**Supplied information**
□ □ □ □
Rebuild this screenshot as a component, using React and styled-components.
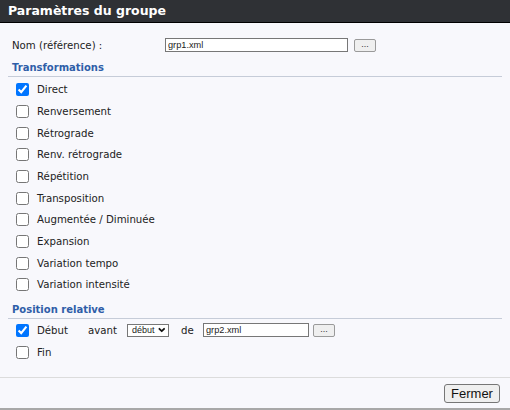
import React from "react";
import styled, { createGlobalStyle } from "styled-components";
import { ChevronDown } from "lucide-react";

const GlobalStyle = createGlobalStyle`
  html, body {
    margin: 0;
    padding: 0;
    background: #f8f8fc;
  }
  body {
    font-family: "DejaVu Sans", Verdana, sans-serif;
    font-size: 10.2px;
    color: #222;
  }
`;

const Dialog = styled.div`
  width: 510px;
  height: 410px;
  display: flex;
  flex-direction: column;
  background: #f8f8fc;
  box-sizing: border-box;
`;

const TitleBar = styled.div`
  height: 22px;
  background: #2f3135;
  border-bottom: 1px solid #000;
  color: #fff;
  font-weight: bold;
  font-size: 12.5px;
  line-height: 22px;
  padding-left: 8px;
`;

const Content = styled.div`
  flex: 1;
  padding: 15px 0 0 0;
`;

const FieldRow = styled.div`
  display: flex;
  align-items: center;
  height: 14px;
  padding-left: 12px;
`;

const FieldLabel = styled.span`
  width: 153px;
`;

const TextInput = styled.input`
  box-sizing: border-box;
  width: ${({ $w }) => $w}px;
  height: 14px;
  border: 1px solid #777;
  background: #fff;
  padding: 0 2px;
  font-family: "Liberation Sans", Arial, sans-serif;
  font-size: 9.2px;
  color: #222;
  outline: none;
`;

const DotsButton = styled.button`
  box-sizing: border-box;
  width: 22px;
  height: 13px;
  margin-left: ${({ $gap }) => $gap}px;
  padding: 0 0 3px;
  border: 1px solid #9a9a9a;
  border-radius: 2px;
  background: #efefef;
  font-family: "Liberation Sans", Arial, sans-serif;
  font-size: 9px;
  line-height: 8px;
  color: #333;
`;

const SectionTitle = styled.div`
  margin: ${({ $top }) => $top}px 8px 0;
  padding: 0 4px;
  height: 16px;
  line-height: 16px;
  font-size: 10px;
  font-weight: bold;
  color: #2f5ea8;
  border-bottom: 1px solid #c6ccd8;
`;

const List = styled.div`
  padding: ${({ $top = 2 }) => $top}px 0 0 12px;
`;

const CheckRow = styled.label`
  display: flex;
  align-items: center;
  height: 21.67px;
`;

const Check = styled.input`
  width: 13px;
  height: 13px;
  margin: 0 3px 0 4px;
  accent-color: #0075ff;
`;

const Label = styled.span`
  margin-left: 5px;
  width: ${({ $w }) => ($w ? `${$w}px` : "auto")};
`;

const Plain = styled.span`
  width: ${({ $w }) => $w}px;
`;

const SelectBox = styled.div`
  box-sizing: border-box;
  display: flex;
  align-items: center;
  gap: 2px;
  width: 42px;
  height: 13px;
  padding: 0 2px 0 4px;
  border: 1px solid #777;
  background: #fff;
  font-family: "Liberation Sans", Arial, sans-serif;
  font-size: 9px;
  color: #222;
`;

const Footer = styled.div`
  height: 30px;
  border-top: 1px solid #dcdcdc;
  border-bottom: 2px solid #a8a8a8;
  display: flex;
  align-items: center;
  justify-content: flex-end;
  padding-right: 10px;
`;

const CloseButton = styled.button`
  box-sizing: border-box;
  width: 56px;
  height: 19px;
  padding: 0;
  border: 1px solid #767676;
  border-radius: 3px;
  background: #efefef;
  font-family: "Liberation Sans", Arial, sans-serif;
  font-size: 13px;
  line-height: 17px;
  color: #111;
`;

const transformations = [
  { name: "Direct", on: true },
  { name: "Renversement" },
  { name: "Rétrograde" },
  { name: "Renv. rétrograde" },
  { name: "Répétition" },
  { name: "Transposition" },
  { name: "Augmentée / Diminuée" },
  { name: "Expansion" },
  { name: "Variation tempo" },
  { name: "Variation intensité" },
];

export default function App() {
  return (
    <Dialog>
      <GlobalStyle />
      <TitleBar>Paramètres du groupe</TitleBar>
      <Content>
        <FieldRow>
          <FieldLabel>Nom (référence) :</FieldLabel>
          <TextInput $w={183} defaultValue="grp1.xml" />
          <DotsButton $gap={6}>...</DotsButton>
        </FieldRow>

        <SectionTitle $top={8}>Transformations</SectionTitle>
        <List>
          {transformations.map((t) => (
            <CheckRow key={t.name}>
              <Check type="checkbox" defaultChecked={!!t.on} />
              <Label>{t.name}</Label>
            </CheckRow>
          ))}
        </List>

        <SectionTitle $top={6}>Position relative</SectionTitle>
        <List $top={1}>
          <CheckRow>
            <Check type="checkbox" defaultChecked />
            <Label $w={51}>Début</Label>
            <Plain $w={39}>avant</Plain>
            <SelectBox>
              début
              <ChevronDown size={10} strokeWidth={4.5} color="#111" />
            </SelectBox>
            <Plain $w={12} />
            <Plain $w={22}>de</Plain>
            <TextInput $w={106} defaultValue="grp2.xml" />
            <DotsButton $gap={4}>...</DotsButton>
          </CheckRow>
          <CheckRow>
            <Check type="checkbox" />
            <Label>Fin</Label>
          </CheckRow>
        </List>
      </Content>
      <Footer>
        <CloseButton>Fermer</CloseButton>
      </Footer>
    </Dialog>
  );
}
□ □ □ □
**Given task**
Repeat the data in full and exactly. Omit pictures.

**Task solution**
Rebuild this screenshot as a component, using React and styled-components.
import React from "react";
import styled, { createGlobalStyle } from "styled-components";
import { ChevronDown } from "lucide-react";

const GlobalStyle = createGlobalStyle`
  html, body {
    margin: 0;
    padding: 0;
    background: #f8f8fc;
  }
  body {
    font-family: "DejaVu Sans", Verdana, sans-serif;
    font-size: 10.2px;
    color: #222;
  }
`;

const Dialog = styled.div`
  width: 510px;
  height: 410px;
  display: flex;
  flex-direction: column;
  background: #f8f8fc;
  box-sizing: border-box;
`;

const TitleBar = styled.div`
  height: 22px;
  background: #2f3135;
  border-bottom: 1px solid #000;
  color: #fff;
  font-weight: bold;
  font-size: 12.5px;
  line-height: 22px;
  padding-left: 8px;
`;

const Content = styled.div`
  flex: 1;
  padding: 15px 0 0 0;
`;

const FieldRow = styled.div`
  display: flex;
  align-items: center;
  height: 14px;
  padding-left: 12px;
`;

const FieldLabel = styled.span`
  width: 153px;
`;

const TextInput = styled.input`
  box-sizing: border-box;
  width: ${({ $w }) => $w}px;
  height: 14px;
  border: 1px solid #777;
  background: #fff;
  padding: 0 2px;
  font-family: "Liberation Sans", Arial, sans-serif;
  font-size: 9.2px;
  color: #222;
  outline: none;
`;

const DotsButton = styled.button`
  box-sizing: border-box;
  width: 22px;
  height: 13px;
  margin-left: ${({ $gap }) => $gap}px;
  padding: 0 0 3px;
  border: 1px solid #9a9a9a;
  border-radius: 2px;
  background: #efefef;
  font-family: "Liberation Sans", Arial, sans-serif;
  font-size: 9px;
  line-height: 8px;
  color: #333;
`;

const SectionTitle = styled.div`
  margin: ${({ $top }) => $top}px 8px 0;
  padding: 0 4px;
  height: 16px;
  line-height: 16px;
  font-size: 10px;
  font-weight: bold;
  color: #2f5ea8;
  border-bottom: 1px solid #c6ccd8;
`;

const List = styled.div`
  padding: ${({ $top = 2 }) => $top}px 0 0 12px;
`;

const CheckRow = styled.label`
  display: flex;
  align-items: center;
  height: 21.67px;
`;

const Check = styled.input`
  width: 13px;
  height: 13px;
  margin: 0 3px 0 4px;
  accent-color: #0075ff;
`;

const Label = styled.span`
  margin-left: 5px;
  width: ${({ $w }) => ($w ? `${$w}px` : "auto")};
`;

const Plain = styled.span`
  width: ${({ $w }) => $w}px;
`;

const SelectBox = styled.div`
  box-sizing: border-box;
  display: flex;
  align-items: center;
  gap: 2px;
  width: 42px;
  height: 13px;
  padding: 0 2px 0 4px;
  border: 1px solid #777;
  background: #fff;
  font-family: "Liberation Sans", Arial, sans-serif;
  font-size: 9px;
  color: #222;
`;

const Footer = styled.div`
  height: 30px;
  border-top: 1px solid #dcdcdc;
  border-bottom: 2px solid #a8a8a8;
  display: flex;
  align-items: center;
  justify-content: flex-end;
  padding-right: 10px;
`;

const CloseButton = styled.button`
  box-sizing: border-box;
  width: 56px;
  height: 19px;
  padding: 0;
  border: 1px solid #767676;
  border-radius: 3px;
  background: #efefef;
  font-family: "Liberation Sans", Arial, sans-serif;
  font-size: 13px;
  line-height: 17px;
  color: #111;
`;

const transformations = [
  { name: "Direct", on: true },
  { name: "Renversement" },
  { name: "Rétrograde" },
  { name: "Renv. rétrograde" },
  { name: "Répétition" },
  { name: "Transposition" },
  { name: "Augmentée / Diminuée" },
  { name: "Expansion" },
  { name: "Variation tempo" },
  { name: "Variation intensité" },
];

export default function App() {
  return (
    <Dialog>
      <GlobalStyle />
      <TitleBar>Paramètres du groupe</TitleBar>
      <Content>
        <FieldRow>
          <FieldLabel>Nom (référence) :</FieldLabel>
          <TextInput $w={183} defaultValue="grp1.xml" />
          <DotsButton $gap={6}>...</DotsButton>
        </FieldRow>

        <SectionTitle $top={8}>Transformations</SectionTitle>
        <List>
          {transformations.map((t) => (
            <CheckRow key={t.name}>
              <Check type="checkbox" defaultChecked={!!t.on} />
              <Label>{t.name}</Label>
            </CheckRow>
          ))}
        </List>

        <SectionTitle $top={6}>Position relative</SectionTitle>
        <List $top={1}>
          <CheckRow>
            <Check type="checkbox" defaultChecked />
            <Label $w={51}>Début</Label>
            <Plain $w={39}>avant</Plain>
            <SelectBox>
              début
              <ChevronDown size={10} strokeWidth={4.5} color="#111" />
            </SelectBox>
            <Plain $w={12} />
            <Plain $w={22}>de</Plain>
            <TextInput $w={106} defaultValue="grp2.xml" />
            <DotsButton $gap={4}>...</DotsButton>
          </CheckRow>
          <CheckRow>
            <Check type="checkbox" />
            <Label>Fin</Label>
          </CheckRow>
        </List>
      </Content>
      <Footer>
        <CloseButton>Fermer</CloseButton>
      </Footer>
    </Dialog>
  );
}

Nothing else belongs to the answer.